La antigua Roma tenía su propia versión del «evangelio», la buena noticia. Según el poeta Virgilio, Zeus, el rey de los dioses, había decretado para los romanos un reino sin fronteras. Los dioses habían elegido a Augusto como el hijo divino y salvador del mundo al dar inicio a una era dorada de paz y prosperidad.
Sin embargo, esta no era una buena noticia para todos. Para muchos, fue una realidad desagradable e impuesta por la mano dura del ejército y los verdugos del emperador.
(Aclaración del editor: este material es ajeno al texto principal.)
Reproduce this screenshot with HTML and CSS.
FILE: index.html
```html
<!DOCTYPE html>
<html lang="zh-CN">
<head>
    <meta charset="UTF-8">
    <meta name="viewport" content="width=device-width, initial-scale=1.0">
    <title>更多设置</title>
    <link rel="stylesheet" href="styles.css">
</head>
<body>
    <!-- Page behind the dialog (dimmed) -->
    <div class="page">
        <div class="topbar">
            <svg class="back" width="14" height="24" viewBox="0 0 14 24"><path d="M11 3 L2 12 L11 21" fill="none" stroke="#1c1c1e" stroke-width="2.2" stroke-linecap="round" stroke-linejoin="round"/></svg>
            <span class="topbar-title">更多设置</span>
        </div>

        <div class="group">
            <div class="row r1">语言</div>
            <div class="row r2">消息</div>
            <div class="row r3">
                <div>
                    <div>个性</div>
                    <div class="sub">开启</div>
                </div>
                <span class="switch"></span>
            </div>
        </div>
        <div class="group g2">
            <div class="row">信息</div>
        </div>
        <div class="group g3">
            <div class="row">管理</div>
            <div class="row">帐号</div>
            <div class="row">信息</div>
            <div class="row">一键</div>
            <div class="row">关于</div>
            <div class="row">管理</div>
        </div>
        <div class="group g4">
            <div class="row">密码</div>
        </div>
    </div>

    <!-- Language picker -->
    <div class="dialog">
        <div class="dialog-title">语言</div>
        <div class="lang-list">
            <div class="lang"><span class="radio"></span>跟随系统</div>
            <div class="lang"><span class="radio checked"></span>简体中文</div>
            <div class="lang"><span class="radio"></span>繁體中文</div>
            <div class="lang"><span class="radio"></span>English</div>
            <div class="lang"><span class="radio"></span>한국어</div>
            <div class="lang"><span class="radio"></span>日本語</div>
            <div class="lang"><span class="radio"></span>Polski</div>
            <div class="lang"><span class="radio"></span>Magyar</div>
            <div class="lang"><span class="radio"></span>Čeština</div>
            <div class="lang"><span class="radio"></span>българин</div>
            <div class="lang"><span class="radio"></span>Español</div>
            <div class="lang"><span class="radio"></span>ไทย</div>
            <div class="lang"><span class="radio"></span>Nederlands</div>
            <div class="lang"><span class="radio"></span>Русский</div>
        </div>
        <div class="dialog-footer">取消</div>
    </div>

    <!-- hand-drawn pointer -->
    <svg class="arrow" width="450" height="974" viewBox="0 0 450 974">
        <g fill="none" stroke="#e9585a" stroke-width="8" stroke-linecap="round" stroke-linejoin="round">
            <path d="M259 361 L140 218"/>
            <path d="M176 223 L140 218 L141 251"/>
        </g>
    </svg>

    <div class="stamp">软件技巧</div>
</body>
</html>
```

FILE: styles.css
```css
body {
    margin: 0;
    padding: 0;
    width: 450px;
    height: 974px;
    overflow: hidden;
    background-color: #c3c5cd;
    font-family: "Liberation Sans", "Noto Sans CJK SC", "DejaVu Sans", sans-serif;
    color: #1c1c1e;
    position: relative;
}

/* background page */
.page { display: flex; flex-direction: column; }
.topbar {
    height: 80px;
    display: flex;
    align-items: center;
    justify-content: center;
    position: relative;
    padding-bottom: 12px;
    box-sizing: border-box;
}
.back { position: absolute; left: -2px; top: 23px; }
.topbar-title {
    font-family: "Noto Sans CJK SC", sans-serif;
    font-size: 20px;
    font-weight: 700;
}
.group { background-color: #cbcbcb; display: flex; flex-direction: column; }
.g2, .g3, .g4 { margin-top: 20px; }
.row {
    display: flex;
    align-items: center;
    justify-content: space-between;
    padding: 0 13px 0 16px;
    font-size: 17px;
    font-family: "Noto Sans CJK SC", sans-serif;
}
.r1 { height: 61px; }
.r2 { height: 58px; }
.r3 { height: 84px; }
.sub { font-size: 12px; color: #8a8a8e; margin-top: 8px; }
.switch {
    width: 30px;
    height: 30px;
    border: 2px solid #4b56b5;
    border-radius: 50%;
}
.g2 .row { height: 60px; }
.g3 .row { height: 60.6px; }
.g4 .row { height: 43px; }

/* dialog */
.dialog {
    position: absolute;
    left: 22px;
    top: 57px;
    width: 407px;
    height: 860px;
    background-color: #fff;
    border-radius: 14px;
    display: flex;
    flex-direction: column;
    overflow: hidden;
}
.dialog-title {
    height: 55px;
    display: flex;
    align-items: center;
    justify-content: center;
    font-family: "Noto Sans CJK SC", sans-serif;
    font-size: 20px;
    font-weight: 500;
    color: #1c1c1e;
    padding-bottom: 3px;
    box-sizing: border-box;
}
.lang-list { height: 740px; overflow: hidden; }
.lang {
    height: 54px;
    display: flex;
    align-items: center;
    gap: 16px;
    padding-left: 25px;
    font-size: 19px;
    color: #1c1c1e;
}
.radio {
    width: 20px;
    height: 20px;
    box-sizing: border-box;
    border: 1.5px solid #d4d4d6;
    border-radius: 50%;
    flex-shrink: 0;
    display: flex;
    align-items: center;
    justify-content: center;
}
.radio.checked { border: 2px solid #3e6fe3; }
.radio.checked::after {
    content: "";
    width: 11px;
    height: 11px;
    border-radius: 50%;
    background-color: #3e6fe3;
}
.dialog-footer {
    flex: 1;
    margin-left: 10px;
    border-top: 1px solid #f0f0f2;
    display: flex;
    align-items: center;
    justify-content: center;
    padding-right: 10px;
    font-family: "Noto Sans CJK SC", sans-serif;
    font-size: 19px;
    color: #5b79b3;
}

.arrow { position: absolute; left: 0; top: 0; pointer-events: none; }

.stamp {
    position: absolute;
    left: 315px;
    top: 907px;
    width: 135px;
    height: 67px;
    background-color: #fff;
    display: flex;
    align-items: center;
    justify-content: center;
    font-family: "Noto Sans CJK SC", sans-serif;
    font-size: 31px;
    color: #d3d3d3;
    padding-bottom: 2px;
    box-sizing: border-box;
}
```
La gloria del imperio se construyó sobre las espaldas de un pueblo esclavo que servía sin identidad legal ni propiedad, a discreción de los amos que los gobernaban.
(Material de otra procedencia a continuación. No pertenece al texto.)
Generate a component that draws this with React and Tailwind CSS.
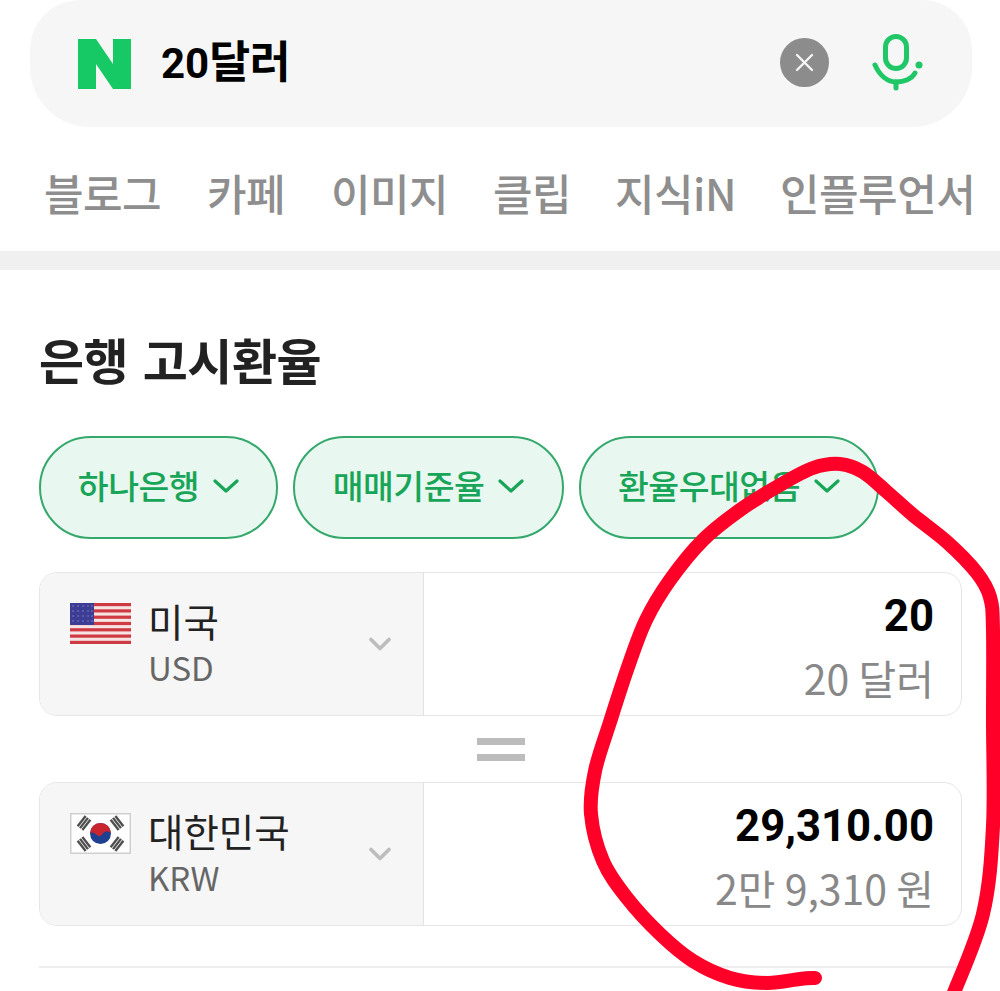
import React from 'react';
import { ChevronDown } from 'lucide-react';

const kr = "font-['Noto_Sans_CJK_KR','Noto_Sans',sans-serif]";
const num = "font-['Roboto','Noto_Sans_CJK_KR',sans-serif]";

const tabs = [
  { label: '블로그', w: 'w-[118px]' },
  { label: '카페', w: 'w-[79px]' },
  { label: '이미지', w: 'w-[117px]' },
  { label: '클립', w: 'w-[77px]' },
  { label: '지식iN', w: 'w-[120px]' },
  { label: '인플루언서', w: 'w-[198px]' },
];

// marker stroke, walked from its tail around the converter
const markerPoints = [
  [815, 978], [800, 979], [767, 983], [730, 978], [693, 961], [660, 934], [627, 898], [603, 861], [591, 814],
  [595, 771], [610, 722], [628, 667], [646, 620], [670, 580], [703, 540], [740, 510], [780, 485], [813, 468],
  [840, 464], [863, 472], [887, 492], [913, 515], [947, 542], [977, 573], [990, 597], [993, 630], [993, 720],
  [993, 826], [983, 914], [953, 995],
];

const smoothPath = (pts) => {
  let d = `M${pts[0][0]} ${pts[0][1]}`;
  for (let i = 0; i < pts.length - 1; i++) {
    const p0 = pts[i - 1] || pts[i];
    const p1 = pts[i];
    const p2 = pts[i + 1];
    const p3 = pts[i + 2] || p2;
    d += `C${p1[0] + (p2[0] - p0[0]) / 6} ${p1[1] + (p2[1] - p0[1]) / 6} ${p2[0] - (p3[0] - p1[0]) / 6} ${p2[1] - (p3[1] - p1[1]) / 6} ${p2[0]} ${p2[1]}`;
  }
  return d;
};

const NaverLogo = () => (
  <svg width="53" height="50" viewBox="0 0 53 50">
    <path fill="#17c964" d="M0 0h18l17 25V0h18v50H35L18 25v25H0z" />
  </svg>
);

const MicIcon = () => (
  <svg width="54" height="64" viewBox="0 0 54 64" fill="none" stroke="#1fc766" strokeLinecap="round" strokeWidth="5">
    <rect x="15.500" y="4.500" width="21" height="32" rx="10.500" />
    <path d="M5 33C10 44 18 50 26 50C34 50 42 47 45 41" />
    <path d="M26 50v6" />
    <circle cx="49" cy="33" r="3.500" fill="#1fc766" stroke="none" />
  </svg>
);

const ClearIcon = () => (
  <span className="mb-[3px] flex h-[49px] w-[49px] items-center justify-center rounded-full bg-[#8c8c8c]">
    <svg width="19" height="19" viewBox="0 0 19 19" stroke="#f5f5f5" strokeWidth="2.400" strokeLinecap="round">
      <path d="M2 2l15 15M17 2L2 17" />
    </svg>
  </span>
);

const UsFlag = () => (
  <svg width="61" height="41" viewBox="0 0 61 41" className="shrink-0">
    <rect width="61" height="41" fill="#f6e4e4" />
    {[0, 1, 2, 3, 4, 5, 6].map((i) => (
      <rect key={i} y={i * 6.300} width="61" height="3.200" fill="#cf3a42" />
    ))}
    <rect width="24" height="22" fill="#3d3d96" />
    {[3, 8, 13, 18].map((y) =>
      [3, 8, 13, 18, 22].map((x) => <circle key={`${x}-${y}`} cx={x} cy={y} r="0.900" fill="#6a6ab0" />)
    )}
  </svg>
);

const Trigram = ({ x, y, angle }) => (
  <g transform={`translate(${x} ${y}) rotate(${angle})`} fill="#4f4f4f">
    <rect x="-6.500" y="-4.200" width="13" height="2.400" />
    <rect x="-6.500" y="-1.200" width="13" height="2.400" />
    <rect x="-6.500" y="1.800" width="13" height="2.400" />
  </g>
);

const KrFlag = () => (
  <svg width="61" height="41" viewBox="0 0 61 41" className="shrink-0">
    <rect x="0.750" y="0.750" width="59.500" height="39.500" fill="#fff" stroke="#cfcfcf" strokeWidth="1.500" />
    <circle cx="30.500" cy="20.500" r="10.500" fill="#1f3f8f" />
    <path d="M20 20.500a10.500 10.500 0 0 1 21 0c-2.500-3-6-3-8 0s-5 3-7 1-3.500-3-6-1z" fill="#c9252f" />
    <Trigram x={14} y={10} angle={-52} />
    <Trigram x={47} y={10} angle={52} />
    <Trigram x={14} y={31} angle={52} />
    <Trigram x={47} y={31} angle={-52} />
  </svg>
);

const Pill = ({ label, w }) => (
  <button className={`flex h-[103px] items-center justify-center gap-[14px] rounded-full border-2 border-[#35a86c] bg-[#e8f7ef] pb-[4px] ${w}`}>
    <span className={`${kr} text-[33.500px] font-medium tracking-[-0.500px] text-[#18a558]`}>{label}</span>
    <svg width="26" height="16" viewBox="0 0 26 16" fill="none" stroke="#18a558" strokeWidth="3.200" strokeLinecap="round" strokeLinejoin="round">
      <path d="M2 3l11 10L24 3" />
    </svg>
  </button>
);

const CurrencyRow = ({ flag, name, code, value, reading }) => (
  <div className="flex h-[144px] overflow-hidden rounded-[18px] border-[1.500px] border-[#e6e6e6]">
    <div className="flex w-[384px] shrink-0 items-start border-r-[1.500px] border-[#e2e2e2] bg-[#f6f6f6] pl-[30px] pr-[25px] pt-[22px]">
      <div className="pt-[8px]">{flag}</div>
      <div className="ml-[17px] flex-1">
        <div className={`${kr} text-[38.500px] leading-[50px] text-[#222]`}>{name}</div>
        <div className={`${kr} text-[33px] leading-[44px] text-[#666]`}>{code}</div>
      </div>
      <ChevronDown size={36} strokeWidth={2.500} className="mt-[31px] text-[#bdbdbd]" />
    </div>
    <div className="flex flex-1 flex-col items-end pr-[27px] pt-[16px]">
      <div className={`${num} text-[43.700px] font-bold leading-[54px] text-black`}>{value}</div>
      <div className={`${kr} mt-[7px] text-[41px] leading-[54px] text-[#888888]`}>{reading}</div>
    </div>
  </div>
);

export default function App() {
  return (
    <div className="relative h-[991px] w-[1000px] overflow-hidden bg-white">
      <div className="pl-[30px] pr-[28px]">
        <div className="flex h-[127px] items-center rounded-[60px] rounded-t-[50px] bg-[#f6f6f6] pl-[48px] pr-[48px]">
          <NaverLogo />
          <span className="ml-[30px] mb-[6px] flex flex-1 items-baseline font-bold text-black">
            <span className={`${num} text-[42px]`}>20</span>
            <span className={`${kr} text-[44.500px] tracking-[-0.500px]`}>달러</span>
          </span>
          <ClearIcon />
          <span className="ml-[41px]"><MicIcon /></span>
        </div>
      </div>

      <nav className="flex h-[124px] items-center pl-[44px] pt-[6px]">
        {tabs.map((t) => (
          <span key={t.label} className={`${kr} mr-[45px] shrink-0 whitespace-nowrap text-[43px] font-medium tracking-[-0.500px] text-[#8e8e8e] last:mr-0 ${t.w}`}>
            {t.label}
          </span>
        ))}
      </nav>
      <div className="h-[19px] bg-[#f0f0f0]" />

      <section className="px-[39px]">
        <h2 className={`${kr} pt-[56px] text-[49px] font-semibold leading-[66px] tracking-[-0.500px] [word-spacing:4px] text-[#222]`}>은행 고시환율</h2>
        <div className="mt-[44px] flex gap-[15px]">
          <Pill label="하나은행" w="w-[239px]" />
          <Pill label="매매기준율" w="w-[271px]" />
          <Pill label="환율우대없음" w="w-[300px]" />
        </div>
        <div className="mt-[33px] w-[923px]">
          <CurrencyRow flag={<UsFlag />} name="미국" code="USD" value="20" reading="20 달러" />
          <div className="flex h-[66px] items-center justify-center">
            <div className="flex h-[23px] w-[48px] flex-col justify-between">
              <div className="h-[7px] bg-[#bcbcbc]" />
              <div className="h-[7px] bg-[#bcbcbc]" />
            </div>
          </div>
          <CurrencyRow flag={<KrFlag />} name="대한민국" code="KRW" value="29,310.00" reading="2만 9,310 원" />
        </div>
        <div className="mt-[40px] h-[1.500px] w-[923px] bg-[#eeeeee]" />
      </section>

      {/* hand-drawn marker circle over the converter */}
      <svg className="pointer-events-none absolute left-0 top-0" width="1000" height="991" viewBox="0 0 1000 991" fill="none">
        <path stroke="#ff0028" strokeWidth="14" strokeLinecap="round" strokeLinejoin="round" d={smoothPath(markerPoints)} />
      </svg>
    </div>
  );
}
En este mundo, Pablo se presentó como siervo de Jesucristo (Romanos 1:1). Jesús… ¡cómo había odiado Pablo ese nombre! ¡Y cómo el mismo Jesús había sufrido por admitir ser el Rey de los judíos y el Salvador del mundo!
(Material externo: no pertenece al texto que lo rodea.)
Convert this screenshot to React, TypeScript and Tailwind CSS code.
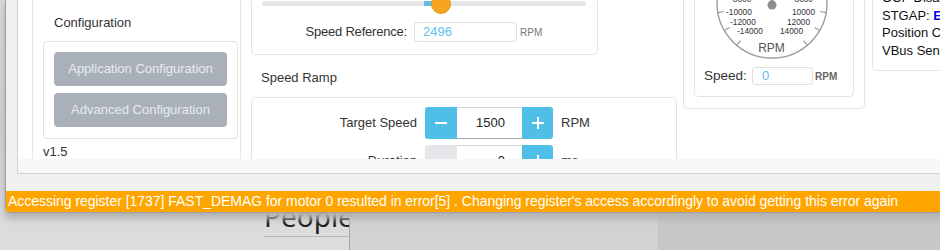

Esta era la buena noticia que Pablo explicaría en el resto de su carta a los romanos. Este evangelio era «poder de Dios para salvación a todo aquel que cree» (v. 16). ¡Ah, cuánto lo necesitaban aquellos que sufrían a manos del César! Allí tenían la noticia de un Salvador crucificado y resucitado, el libertador que conquistó a sus enemigos mostrándonos cuánto los amaba.